The world is full of “spiritual” writers with their deep insights about our connection to this and that, or overworked and misused terminology they’ve stolen, not borrowed, from quantum mechanics.  Reading Deepak Chopra or Gary Zukav waving their incense and auras is like eating cheese puffs - artificial coloring, hydrogenated fats, and not a nutrient in sight.
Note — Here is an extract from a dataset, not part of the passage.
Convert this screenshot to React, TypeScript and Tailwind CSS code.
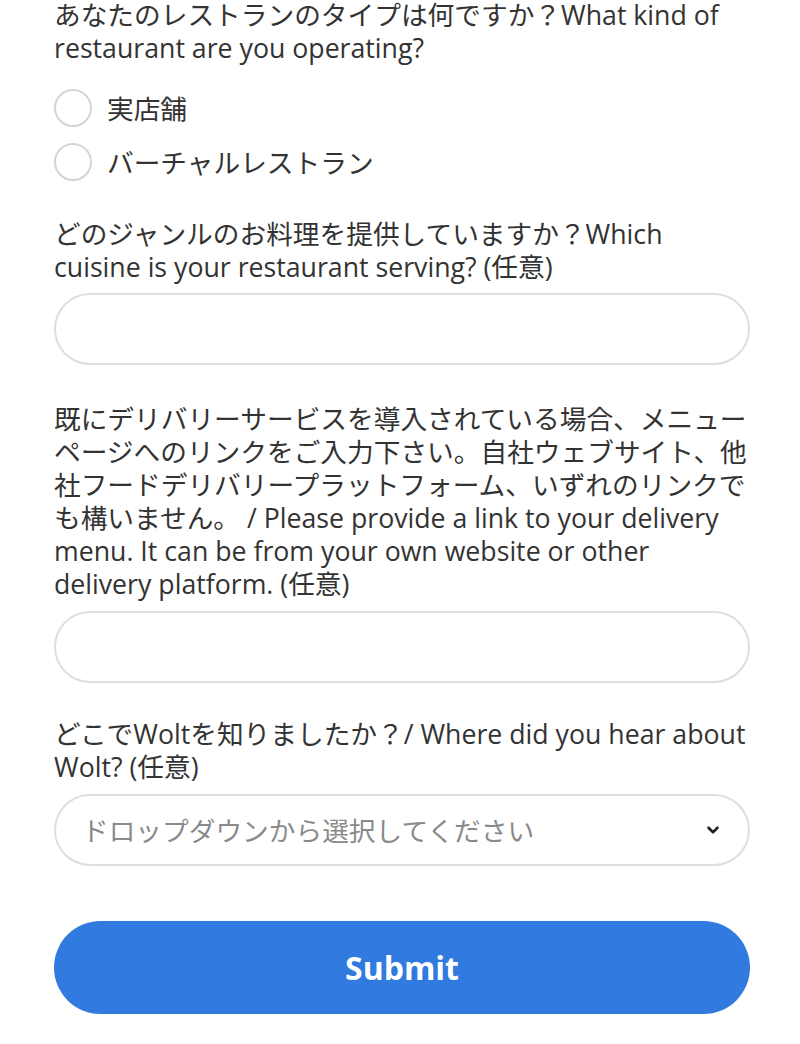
import { ChevronDown } from 'lucide-react';

const font = { fontFamily: '"Open Sans", "Noto Sans CJK JP", sans-serif' };

function Radio({ label }: { label: string }) {
  return (
    <label className="flex items-center gap-[15px] h-[54px]">
      <span className="w-[38px] h-[38px] rounded-full border-2 border-[#d4d4d4] bg-white shrink-0" />
      <span>{label}</span>
    </label>
  );
}

function TextInput() {
  return <div className="h-[72px] rounded-full border-2 border-[#dedede] bg-white" />;
}

export default function App() {
  return (
    <div className="bg-white min-h-[1044px] overflow-hidden">
      <div className="pl-[54px] pr-[50px] text-[26.7px] text-[#333333] leading-[33px]" style={font}>
        <div className="-mt-[2px] -mr-[4px]">
          あなたのレストランのタイプは何ですか？What kind of restaurant are you operating?
        </div>
        <div className="mt-[17px] flex flex-col">
          <Radio label="実店舗" />
          <Radio label="バーチャルレストラン" />
        </div>
        <div className="mt-[28px] -mr-[4px]">
          どのジャンルのお料理を提供していますか？Which cuisine is your restaurant serving? (任意)
        </div>
        <div className="mt-[10px]">
          <TextInput />
        </div>
        <div className="mt-[37px]">
          既にデリバリーサービスを導入されている場合、メニューページへのリンクをご入力下さい。自社ウェブサイト、他社フードデリバリープラットフォーム、いずれのリンクでも構いません。 / Please provide a link to your delivery menu. It can be from your own website or other delivery platform. (任意)
        </div>
        <div className="mt-[11px]">
          <TextInput />
        </div>
        <div className="mt-[34px] -mr-[4px]">
          どこでWoltを知りましたか？/ Where did you hear about Wolt? (任意)
        </div>
        <div className="mt-[11px] h-[72px] rounded-full border-2 border-[#dedede] bg-white flex items-center justify-between pl-[26px] pr-[26px]">
          <span className="text-[#8a8a8a]">ドロップダウンから選択してください</span>
          <ChevronDown size={18} strokeWidth={3.5} className="text-[#222]" />
        </div>
        <button className="mt-[55px] w-full h-[93px] rounded-full bg-[#307ae0] text-white text-[32px] font-bold">
          Submit
        </button>
      </div>
    </div>
  );
}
At the other extreme, some of the most profound and moving written works I have ever read were from real scientists and science writers.  There is a discipline in reality that gives strength to awe.  Chris Clarke of Creek Running North is one of that guild.  He has the discipline to get his facts straight.  He also spends an awful lot of time out in the desert, watching.  Here is an excerpt from his latest session:

“...The desert has been working on me the whole time. It is a matter of thresholds. At some point the pressure becomes too great. Running this morning, the fence lizards that lined my path saw me coming from some yards away, and yet they did not retreat stealthily, methodically. Instead they froze in place until the terror I instilled in them became too great. A trigger reached when the clomping of my clumsy feet became too much to bear, they exploded one by one into noisy flight.

This is the geometry of change in the natural world. Continuous change is uncommon, and where found it is usually part of a cycle, the increase by small increments…”
Excerpted from Chris Clarke’s essay; There is no balance of Nature

The full essay is a scientific meditation on instability and change in the biological world.  It is an antidote to oversimplification.  It is beautiful.